In several recent statements Arpaio has encouraged armed members of the public to use deadly force if they are in the presence of an active shooter.
“That person could take action, even take down that shooter and save many, many lives, before the cops show up.”
Flight, Not Fight
However, this call to arms goes against the advice of many other law enforcement agencies. In the event of an active shooter, Kurt Remus of the Phoenix FBI actually advocates the exact opposite response.
"The first option certainly is running," Remus said. "Help others escape if possible and call 911 when you are safe.”
Fighting back, he says, should actually be a last resort. Remus is no stranger to active shooter scenarios. He was a first responder to the Columbine High School shooting in Colorado in 1999, and said additional shooters would only add to the chaos when law enforcement arrives on the scene.
“In a situation like that, you don’t know who the shooters are," Remus said, recalling Columbine. "It was described as a student. Well, a school is full of students, so therefore you don’t know who the shooters are.

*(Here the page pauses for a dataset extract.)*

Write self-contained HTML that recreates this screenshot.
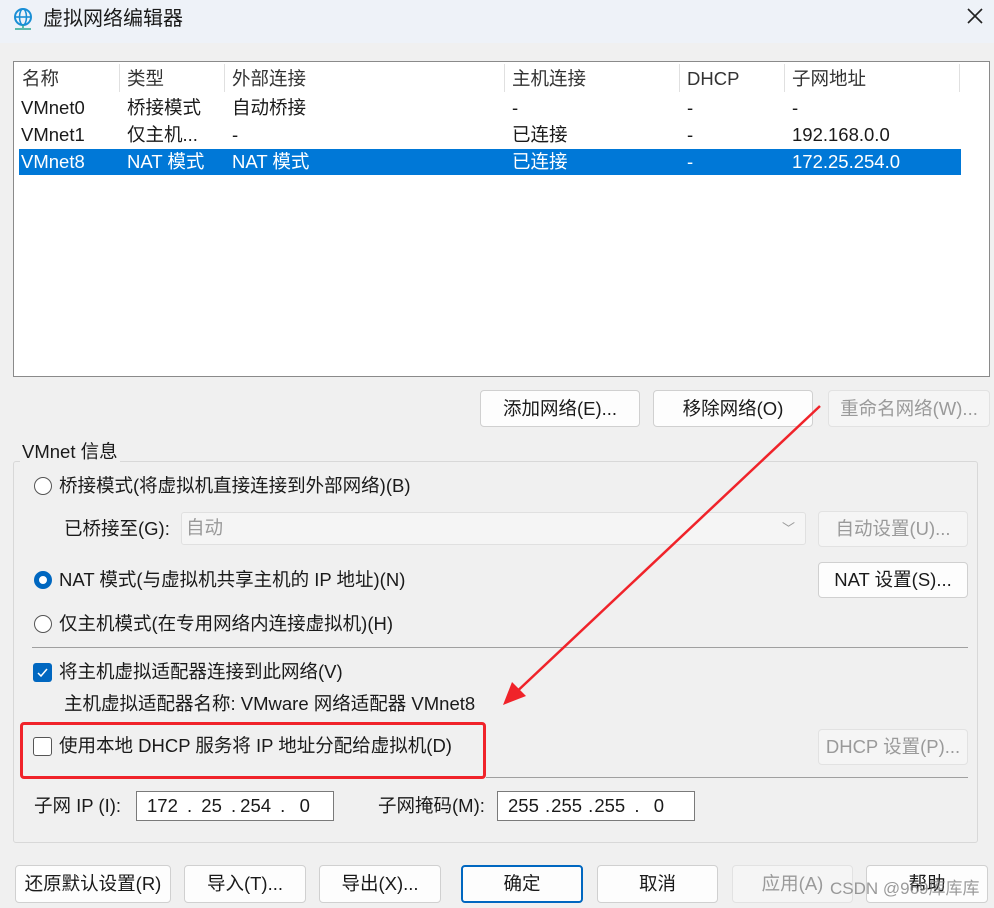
<!DOCTYPE html><html><head><meta charset="utf-8"><style>
*{box-sizing:border-box;margin:0;padding:0}
body{width:994px;height:908px;background:#f0f0f0;position:relative;overflow:hidden;font-family:"Liberation Sans","Noto Sans CJK SC",sans-serif;font-size:18.5px;color:#1a1a1a;line-height:24px}
.a{position:absolute;white-space:nowrap;line-height:24px}
.btn{position:absolute;background:#fdfdfd;border:1px solid #d0d0d0;border-radius:4px;text-align:center;display:flex;align-items:center;justify-content:center;line-height:24px}
.dis{color:#9a9a9a;background:#f5f5f5;border-color:#e2e2e2}
.rad{position:absolute;width:18px;height:18px;border:1.5px solid #555;border-radius:50%;background:#fff}
.box{position:absolute;background:#fff;border:1px solid #7a7a7a}
</style></head><body>
<div class="a" style="left:0;top:0;width:994px;height:43px;background:#eef2f8"></div>
<svg class="a" style="left:12px;top:7px" width="22" height="24" viewBox="0 0 22 24"><circle cx="11" cy="10" r="8" fill="none" stroke="#1a8fd6" stroke-width="2"/><ellipse cx="11" cy="10" rx="3.5" ry="8" fill="none" stroke="#1a8fd6" stroke-width="1.6"/><path d="M3 10H19" stroke="#1a8fd6" stroke-width="1.6"/><path d="M11 18V21M3 22H19" stroke="#2aa890" stroke-width="1.5"/></svg>
<div class="a" style="left:43px;top:7px;font-size:20px">虚拟网络编辑器</div>
<svg class="a" style="left:967px;top:8px" width="16" height="16"><path d="M1 1L15 15M15 1L1 15" stroke="#222" stroke-width="1.6"/></svg>
<div class="box" style="left:13px;top:61px;width:977px;height:316px;border-color:#8a8a8a"></div>
<div class="a" style="left:19px;top:149px;width:942px;height:26px;background:#0078d7"></div>
<div class="a" style="left:119px;top:64px;width:1px;height:28px;background:#e0e0e0"></div>
<div class="a" style="left:224px;top:64px;width:1px;height:28px;background:#e0e0e0"></div>
<div class="a" style="left:504px;top:64px;width:1px;height:28px;background:#e0e0e0"></div>
<div class="a" style="left:679px;top:64px;width:1px;height:28px;background:#e0e0e0"></div>
<div class="a" style="left:784px;top:64px;width:1px;height:28px;background:#e0e0e0"></div>
<div class="a" style="left:959px;top:64px;width:1px;height:28px;background:#e0e0e0"></div>
<div class="a" style="top:67px;left:22px;color:#333">名称</div><div class="a" style="top:67px;left:127px;color:#333">类型</div><div class="a" style="top:67px;left:232px;color:#333">外部连接</div><div class="a" style="top:67px;left:512px;color:#333">主机连接</div><div class="a" style="top:67px;left:687px;color:#333">DHCP</div><div class="a" style="top:67px;left:792px;color:#333">子网地址</div>
<div class="a" style="top:96px;left:21px">VMnet0</div><div class="a" style="top:96px;left:127px">桥接模式</div><div class="a" style="top:96px;left:232px">自动桥接</div><div class="a" style="top:96px;left:512px">-</div><div class="a" style="top:96px;left:687px">-</div><div class="a" style="top:96px;left:792px">-</div>
<div class="a" style="top:123px;left:21px">VMnet1</div><div class="a" style="top:123px;left:127px">仅主机...</div><div class="a" style="top:123px;left:232px">-</div><div class="a" style="top:123px;left:512px">已连接</div><div class="a" style="top:123px;left:687px">-</div><div class="a" style="top:123px;left:792px">192.168.0.0</div>
<div class="a" style="top:150px;left:21px;color:#fff">VMnet8</div><div class="a" style="top:150px;left:127px;color:#fff">NAT 模式</div><div class="a" style="top:150px;left:232px;color:#fff">NAT 模式</div><div class="a" style="top:150px;left:512px;color:#fff">已连接</div><div class="a" style="top:150px;left:687px;color:#fff">-</div><div class="a" style="top:150px;left:792px;color:#fff">172.25.254.0</div>
<div class="btn" style="left:480px;top:390px;width:160px;height:37px">添加网络(E)...</div>
<div class="btn" style="left:653px;top:390px;width:160px;height:37px">移除网络(O)</div>
<div class="btn dis" style="left:828px;top:390px;width:162px;height:37px">重命名网络(W)...</div>
<div class="a" style="left:13px;top:461px;width:965px;height:382px;border:1px solid #d8d8d8;border-radius:3px"></div>
<div class="a" style="left:20px;top:440px;background:#f0f0f0;padding:0 2px">VMnet 信息</div>
<div class="rad" style="left:34px;top:477px"></div>
<div class="a" style="left:59px;top:474px">桥接模式(将虚拟机直接连接到外部网络)(B)</div>
<div class="a" style="left:64px;top:517px">已桥接至(G):</div>
<div class="a" style="left:181px;top:512px;width:625px;height:33px;background:#f5f5f5;border:1px solid #e0e0e0;border-radius:3px;color:#9a9a9a;padding:3px 4px">自动<span style="position:absolute;right:10px;top:4px;font-size:13px">﹀</span></div>
<div class="btn dis" style="left:818px;top:511px;width:150px;height:36px">自动设置(U)...</div>
<div class="rad" style="left:34px;top:571px;border-color:#0067c0;border-width:5px"></div>
<div class="a" style="left:59px;top:568px">NAT 模式(与虚拟机共享主机的 IP 地址)(N)</div>
<div class="btn" style="left:818px;top:562px;width:150px;height:36px">NAT 设置(S)...</div>
<div class="rad" style="left:34px;top:615px"></div>
<div class="a" style="left:59px;top:612px">仅主机模式(在专用网络内连接虚拟机)(H)</div>
<div class="a" style="left:32px;top:647px;width:936px;height:1px;background:#a0a0a0"></div>
<div class="a" style="left:33px;top:663px;width:19px;height:19px;background:#0067c0;border-radius:3px"></div>
<svg class="a" style="left:33px;top:663px" width="19" height="19"><path d="M5 10L8 13L14 6" fill="none" stroke="#fff" stroke-width="1.5"/></svg>
<div class="a" style="left:59px;top:660px">将主机虚拟适配器连接到此网络(V)</div>
<div class="a" style="left:64px;top:692px">主机虚拟适配器名称: VMware 网络适配器 VMnet8</div>
<div class="a" style="left:20px;top:722px;width:466px;height:57px;border:3px solid #f0232a;border-radius:4px"></div>
<div class="a" style="left:33px;top:737px;width:19px;height:19px;border:1.5px solid #555;border-radius:3px;background:#fff"></div>
<div class="a" style="left:59px;top:734px">使用本地 DHCP 服务将 IP 地址分配给虚拟机(D)</div>
<div class="btn dis" style="left:818px;top:729px;width:150px;height:36px">DHCP 设置(P)...</div>
<div class="a" style="left:486px;top:777px;width:482px;height:1px;background:#a0a0a0"></div>
<div class="a" style="left:34px;top:794px">子网 IP (I):</div>
<div class="box" style="left:136px;top:791px;width:198px;height:30px;padding:2px 10px">172 <span style="margin:0 4px">.</span> 25 <span style="margin:0 4px">.</span>254 <span style="margin:0 4px">.</span> &nbsp;0</div>
<div class="a" style="left:378px;top:794px">子网掩码(M):</div>
<div class="box" style="left:497px;top:791px;width:198px;height:30px;padding:2px 10px">255 <span style="margin:0 1px">.</span>255 <span style="margin:0 1px">.</span>255 <span style="margin:0 4px">.</span> &nbsp;0</div>
<div class="btn" style="left:15px;top:865px;width:156px;height:38px">还原默认设置(R)</div>
<div class="btn" style="left:184px;top:865px;width:122px;height:38px">导入(T)...</div>
<div class="btn" style="left:319px;top:865px;width:122px;height:38px">导出(X)...</div>
<div class="btn" style="left:461px;top:865px;width:122px;height:38px;border:2px solid #0067c0">确定</div>
<div class="btn" style="left:597px;top:865px;width:121px;height:38px">取消</div>
<div class="btn dis" style="left:732px;top:865px;width:121px;height:38px">应用(A)</div>
<div class="btn" style="left:866px;top:865px;width:122px;height:38px">帮助</div>
<div class="a" style="left:830px;top:877px;color:rgba(120,120,120,.75);font-size:17px">CSDN @969库库库</div>
<svg class="a" style="left:0;top:0" width="994" height="908"><path d="M820 406L510 698" stroke="#f0232a" stroke-width="2.5"/><path d="M503 705L512 682L526 696Z" fill="#f0232a"/></svg>
</body></html>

So the persons who are evacuating need to have their hands visibly clear so the law enforcement who is arriving can see if you are a threat or not.”
But Arpaio argues it’s that time before law enforcement arrives when armed citizens could be the most effective, despite their chances of being mistaken for the shooter.
“That’s just a risk that you have to take," Arpaio said. "You've got to be proactive and willing to take some chances to save lives.”
Fighting Gun Violence With Gun Violence
Michael Scott is a Professor at Arizona State University’s School of Criminology and Criminal Justice who studies policing.
“The truth of the matter is that each person who finds themselves in a situation like this, is going to rely on instinct," Scott said. "They’re going to take the action that they perceive is most likely to keep them safe, to keep others safe, to protect themselves – and that’s going to vary from person to person.”
He said mass shootings have changed the way police and society think about how we defend ourselves from violence-- “and especially with high powered weapons and magazines with lots of ammunition, a lot of people can die in a short period of time.”
But while the natural inclination might be to take matters into one’s own hands, Scott said doing so could have unintended consequences. “People may imagine that society would inherently be safer if everybody was armed, but I don’t think we fully appreciate what kind of society that really would be,” he said.
The very reason we entrust police officers with the use of deadly force, he said, is so that hopefully, we don’t have to use it ourselves.